Provided material:
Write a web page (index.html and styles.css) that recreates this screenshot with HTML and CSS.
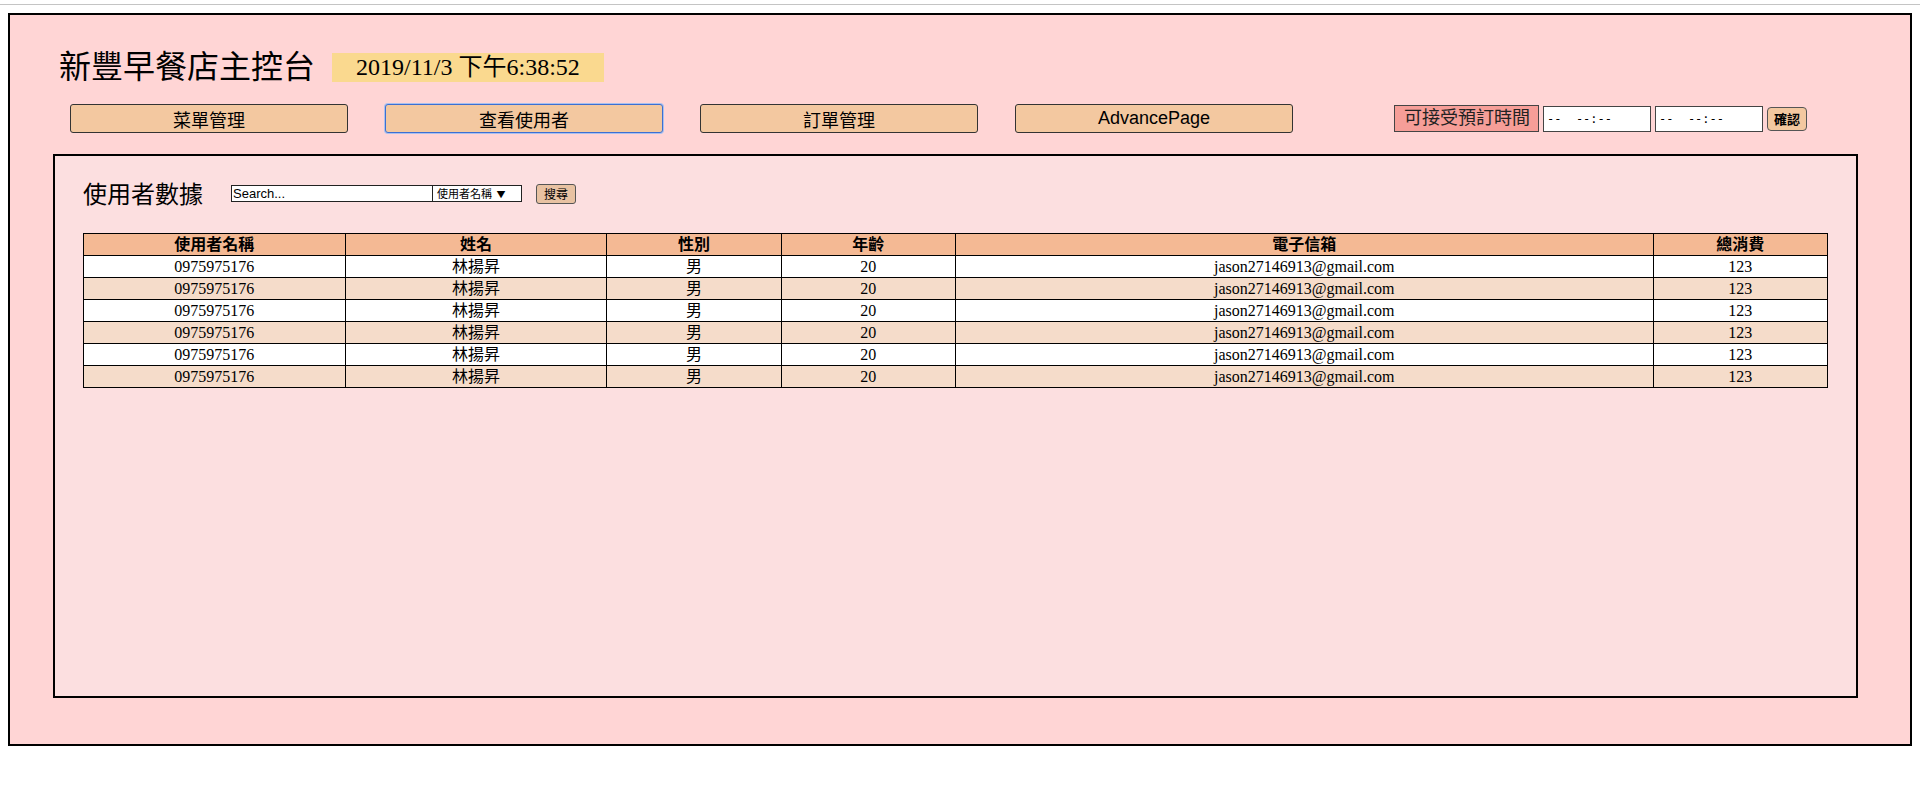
FILE: index.html
```html
<!DOCTYPE html>
<html lang="zh-Hant">
<head>
<meta charset="utf-8">
<title>新豐早餐店主控台</title>
<link rel="stylesheet" href="styles.css">
</head>
<body>
<div class="topline"></div>
<div class="panel">
  <div class="title-row">
    <h1 class="title">新豐早餐店主控台</h1>
    <span class="clock">2019/11/3 下午6:38:52</span>
  </div>
  <div class="nav-row">
    <button class="nav-btn">菜單管理</button>
    <button class="nav-btn active">查看使用者</button>
    <button class="nav-btn">訂單管理</button>
    <button class="nav-btn">AdvancePage</button>
    <div class="time-group">
      <span class="time-label">可接受預訂時間</span>
      <span class="time-input">-- &nbsp;--:--</span>
      <span class="time-input">-- &nbsp;--:--</span>
      <button class="confirm-btn">確認</button>
    </div>
  </div>
  <div class="content">
    <div class="content-head">
      <h2 class="section-title">使用者數據</h2>
      <div class="search">
        <input class="search-input" type="text" value="Search...">
        <span class="search-select">使用者名稱 <span class="caret">▼</span></span>
        <button class="search-btn">搜尋</button>
      </div>
    </div>
    <table class="users">
      <colgroup>
        <col class="c15"><col class="c15"><col class="c10"><col class="c10"><col class="c40"><col class="c10">
      </colgroup>
      <thead>
        <tr><th>使用者名稱</th><th>姓名</th><th>性別</th><th>年齡</th><th>電子信箱</th><th>總消費</th></tr>
      </thead>
      <tbody>
        <tr><td>0975975176</td><td>林揚昇</td><td>男</td><td>20</td><td>jason27146913@gmail.com</td><td>123</td></tr>
        <tr><td>0975975176</td><td>林揚昇</td><td>男</td><td>20</td><td>jason27146913@gmail.com</td><td>123</td></tr>
        <tr><td>0975975176</td><td>林揚昇</td><td>男</td><td>20</td><td>jason27146913@gmail.com</td><td>123</td></tr>
        <tr><td>0975975176</td><td>林揚昇</td><td>男</td><td>20</td><td>jason27146913@gmail.com</td><td>123</td></tr>
        <tr><td>0975975176</td><td>林揚昇</td><td>男</td><td>20</td><td>jason27146913@gmail.com</td><td>123</td></tr>
        <tr><td>0975975176</td><td>林揚昇</td><td>男</td><td>20</td><td>jason27146913@gmail.com</td><td>123</td></tr>
      </tbody>
    </table>
  </div>
</div>
</body>
</html>
```

FILE: styles.css
```css
html, body {
  margin: 0;
  padding: 0;
  background: #ffffff;
}
body {
  font-family: "Liberation Serif", "Noto Sans CJK TC", serif;
  color: #000;
}
.topline {
  height: 1px;
  margin-top: 4px;
  background: #c4c4c4;
}
.panel {
  margin: 8px;
  border: 2px solid #000;
  background: #ffd5d5;
  padding: 34px 52px 46px 43px;
}
.title-row {
  display: flex;
  align-items: center;
  padding-left: 6px;
  height: 36px;
}
.title {
  margin: 0;
  font-size: 32px;
  font-weight: normal;
  line-height: 36px;
  font-family: "Liberation Serif", "Noto Sans CJK TC", serif;
}
.clock {
  margin-left: 17px;
  background: #fad98f;
  font-size: 24px;
  line-height: 29px;
  height: 29px;
  padding: 0 24px;
}
.nav-row {
  display: flex;
  align-items: center;
  margin-top: 19px;
  padding-left: 17px;
  height: 29px;
}
.nav-btn {
  width: 278px;
  height: 29px;
  margin: 0 37px 0 0;
  padding: 0;
  background: #f3c8a0;
  border: 1px solid #333;
  border-radius: 3px;
  font-family: "Liberation Sans", "Noto Sans CJK TC", sans-serif;
  font-size: 18px;
  color: #000;
}
.nav-btn.active {
  border-color: #3d6fd2;
  box-shadow: 0 0 0 1px #a9c0ef;
}
.time-group {
  display: flex;
  align-items: center;
  margin-left: 64px;
}
.time-label {
  background: #f69e98;
  border: 1px solid #444;
  height: 25px;
  line-height: 25px;
  padding: 0 8px 0 9px;
  font-family: "Liberation Sans", "Noto Sans CJK TC", sans-serif;
  font-size: 18px;
  color: #222;
}
.time-input {
  margin-left: 4px;
  width: 103px;
  height: 24px;
  line-height: 24px;
  padding-left: 3px;
  background: #fff;
  border: 1px solid #444;
  font-family: "DejaVu Sans Mono", monospace;
  font-size: 12px;
  color: #000;
}
.confirm-btn {
  margin-left: 4px;
  width: 40px;
  height: 24px;
  padding: 0;
  background: #f3c8a0;
  border: 1px solid #555;
  border-radius: 4px;
  font-family: "Noto Sans CJK TC", sans-serif;
  font-size: 13px;
  font-weight: bold;
  color: #000;
}
.content {
  box-sizing: border-box;
  margin-top: 21px;
  height: 544px;
  border: 2px solid #000;
  background: #fcdfe0;
  padding: 24px 28px 0 28px;
}
.content-head {
  display: flex;
  align-items: center;
  height: 30px;
}
.section-title {
  margin: 0;
  font-size: 24px;
  font-weight: normal;
  line-height: 30px;
}
.search {
  display: flex;
  align-items: center;
  margin-left: 28px;
  margin-top: -3px;
}
.search-input {
  box-sizing: border-box;
  width: 202px;
  height: 17px;
  margin: 0;
  padding: 0 1px;
  border: 1px solid #222;
  background: #fff;
  font-family: "Liberation Sans", sans-serif;
  font-size: 13px;
  color: #000;
  outline: none;
}
.search-select {
  box-sizing: border-box;
  width: 89px;
  height: 17px;
  line-height: 15px;
  padding-left: 4px;
  border: 1px solid #222;
  border-left: none;
  background: #fff;
  font-family: "Noto Sans CJK TC", sans-serif;
  font-size: 11px;
}
.caret {
  font-size: 9px;
  margin-left: 2px;
}
.search-btn {
  margin-left: 14px;
  width: 40px;
  height: 20px;
  padding: 0;
  background: #e8c2a2;
  border: 1px solid #555;
  border-radius: 3px;
  font-family: "Noto Sans CJK TC", sans-serif;
  font-size: 12px;
  line-height: 16px;
  color: #000;
}
.users {
  margin-top: 23px;
  width: 100%;
  border-collapse: collapse;
  table-layout: fixed;
  font-size: 16px;
}
.c15 { width: 15%; }
.c10 { width: 10%; }
.c40 { width: 40%; }
.users th,
.users td {
  border: 1px solid #000;
  padding: 0;
  height: 21px;
  line-height: 21px;
  text-align: center;
  white-space: nowrap;
}
.users th {
  background: #f4b994;
  font-weight: bold;
}
.users tbody tr:nth-child(odd) td {
  background: #ffffff;
}
.users tbody tr:nth-child(even) td {
  background: #f5dcca;
}
```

Task statement: Would you set down the listing exactly, omitting pictures?

Reply to the exercise:
Write a web page (index.html and styles.css) that recreates this screenshot with HTML and CSS.
FILE: index.html
```html
<!DOCTYPE html>
<html lang="zh-Hant">
<head>
<meta charset="utf-8">
<title>新豐早餐店主控台</title>
<link rel="stylesheet" href="styles.css">
</head>
<body>
<div class="topline"></div>
<div class="panel">
  <div class="title-row">
    <h1 class="title">新豐早餐店主控台</h1>
    <span class="clock">2019/11/3 下午6:38:52</span>
  </div>
  <div class="nav-row">
    <button class="nav-btn">菜單管理</button>
    <button class="nav-btn active">查看使用者</button>
    <button class="nav-btn">訂單管理</button>
    <button class="nav-btn">AdvancePage</button>
    <div class="time-group">
      <span class="time-label">可接受預訂時間</span>
      <span class="time-input">-- &nbsp;--:--</span>
      <span class="time-input">-- &nbsp;--:--</span>
      <button class="confirm-btn">確認</button>
    </div>
  </div>
  <div class="content">
    <div class="content-head">
      <h2 class="section-title">使用者數據</h2>
      <div class="search">
        <input class="search-input" type="text" value="Search...">
        <span class="search-select">使用者名稱 <span class="caret">▼</span></span>
        <button class="search-btn">搜尋</button>
      </div>
    </div>
    <table class="users">
      <colgroup>
        <col class="c15"><col class="c15"><col class="c10"><col class="c10"><col class="c40"><col class="c10">
      </colgroup>
      <thead>
        <tr><th>使用者名稱</th><th>姓名</th><th>性別</th><th>年齡</th><th>電子信箱</th><th>總消費</th></tr>
      </thead>
      <tbody>
        <tr><td>0975975176</td><td>林揚昇</td><td>男</td><td>20</td><td>jason27146913@gmail.com</td><td>123</td></tr>
        <tr><td>0975975176</td><td>林揚昇</td><td>男</td><td>20</td><td>jason27146913@gmail.com</td><td>123</td></tr>
        <tr><td>0975975176</td><td>林揚昇</td><td>男</td><td>20</td><td>jason27146913@gmail.com</td><td>123</td></tr>
        <tr><td>0975975176</td><td>林揚昇</td><td>男</td><td>20</td><td>jason27146913@gmail.com</td><td>123</td></tr>
        <tr><td>0975975176</td><td>林揚昇</td><td>男</td><td>20</td><td>jason27146913@gmail.com</td><td>123</td></tr>
        <tr><td>0975975176</td><td>林揚昇</td><td>男</td><td>20</td><td>jason27146913@gmail.com</td><td>123</td></tr>
      </tbody>
    </table>
  </div>
</div>
</body>
</html>
```

FILE: styles.css
```css
html, body {
  margin: 0;
  padding: 0;
  background: #ffffff;
}
body {
  font-family: "Liberation Serif", "Noto Sans CJK TC", serif;
  color: #000;
}
.topline {
  height: 1px;
  margin-top: 4px;
  background: #c4c4c4;
}
.panel {
  margin: 8px;
  border: 2px solid #000;
  background: #ffd5d5;
  padding: 34px 52px 46px 43px;
}
.title-row {
  display: flex;
  align-items: center;
  padding-left: 6px;
  height: 36px;
}
.title {
  margin: 0;
  font-size: 32px;
  font-weight: normal;
  line-height: 36px;
  font-family: "Liberation Serif", "Noto Sans CJK TC", serif;
}
.clock {
  margin-left: 17px;
  background: #fad98f;
  font-size: 24px;
  line-height: 29px;
  height: 29px;
  padding: 0 24px;
}
.nav-row {
  display: flex;
  align-items: center;
  margin-top: 19px;
  padding-left: 17px;
  height: 29px;
}
.nav-btn {
  width: 278px;
  height: 29px;
  margin: 0 37px 0 0;
  padding: 0;
  background: #f3c8a0;
  border: 1px solid #333;
  border-radius: 3px;
  font-family: "Liberation Sans", "Noto Sans CJK TC", sans-serif;
  font-size: 18px;
  color: #000;
}
.nav-btn.active {
  border-color: #3d6fd2;
  box-shadow: 0 0 0 1px #a9c0ef;
}
.time-group {
  display: flex;
  align-items: center;
  margin-left: 64px;
}
.time-label {
  background: #f69e98;
  border: 1px solid #444;
  height: 25px;
  line-height: 25px;
  padding: 0 8px 0 9px;
  font-family: "Liberation Sans", "Noto Sans CJK TC", sans-serif;
  font-size: 18px;
  color: #222;
}
.time-input {
  margin-left: 4px;
  width: 103px;
  height: 24px;
  line-height: 24px;
  padding-left: 3px;
  background: #fff;
  border: 1px solid #444;
  font-family: "DejaVu Sans Mono", monospace;
  font-size: 12px;
  color: #000;
}
.confirm-btn {
  margin-left: 4px;
  width: 40px;
  height: 24px;
  padding: 0;
  background: #f3c8a0;
  border: 1px solid #555;
  border-radius: 4px;
  font-family: "Noto Sans CJK TC", sans-serif;
  font-size: 13px;
  font-weight: bold;
  color: #000;
}
.content {
  box-sizing: border-box;
  margin-top: 21px;
  height: 544px;
  border: 2px solid #000;
  background: #fcdfe0;
  padding: 24px 28px 0 28px;
}
.content-head {
  display: flex;
  align-items: center;
  height: 30px;
}
.section-title {
  margin: 0;
  font-size: 24px;
  font-weight: normal;
  line-height: 30px;
}
.search {
  display: flex;
  align-items: center;
  margin-left: 28px;
  margin-top: -3px;
}
.search-input {
  box-sizing: border-box;
  width: 202px;
  height: 17px;
  margin: 0;
  padding: 0 1px;
  border: 1px solid #222;
  background: #fff;
  font-family: "Liberation Sans", sans-serif;
  font-size: 13px;
  color: #000;
  outline: none;
}
.search-select {
  box-sizing: border-box;
  width: 89px;
  height: 17px;
  line-height: 15px;
  padding-left: 4px;
  border: 1px solid #222;
  border-left: none;
  background: #fff;
  font-family: "Noto Sans CJK TC", sans-serif;
  font-size: 11px;
}
.caret {
  font-size: 9px;
  margin-left: 2px;
}
.search-btn {
  margin-left: 14px;
  width: 40px;
  height: 20px;
  padding: 0;
  background: #e8c2a2;
  border: 1px solid #555;
  border-radius: 3px;
  font-family: "Noto Sans CJK TC", sans-serif;
  font-size: 12px;
  line-height: 16px;
  color: #000;
}
.users {
  margin-top: 23px;
  width: 100%;
  border-collapse: collapse;
  table-layout: fixed;
  font-size: 16px;
}
.c15 { width: 15%; }
.c10 { width: 10%; }
.c40 { width: 40%; }
.users th,
.users td {
  border: 1px solid #000;
  padding: 0;
  height: 21px;
  line-height: 21px;
  text-align: center;
  white-space: nowrap;
}
.users th {
  background: #f4b994;
  font-weight: bold;
}
.users tbody tr:nth-child(odd) td {
  background: #ffffff;
}
.users tbody tr:nth-child(even) td {
  background: #f5dcca;
}
```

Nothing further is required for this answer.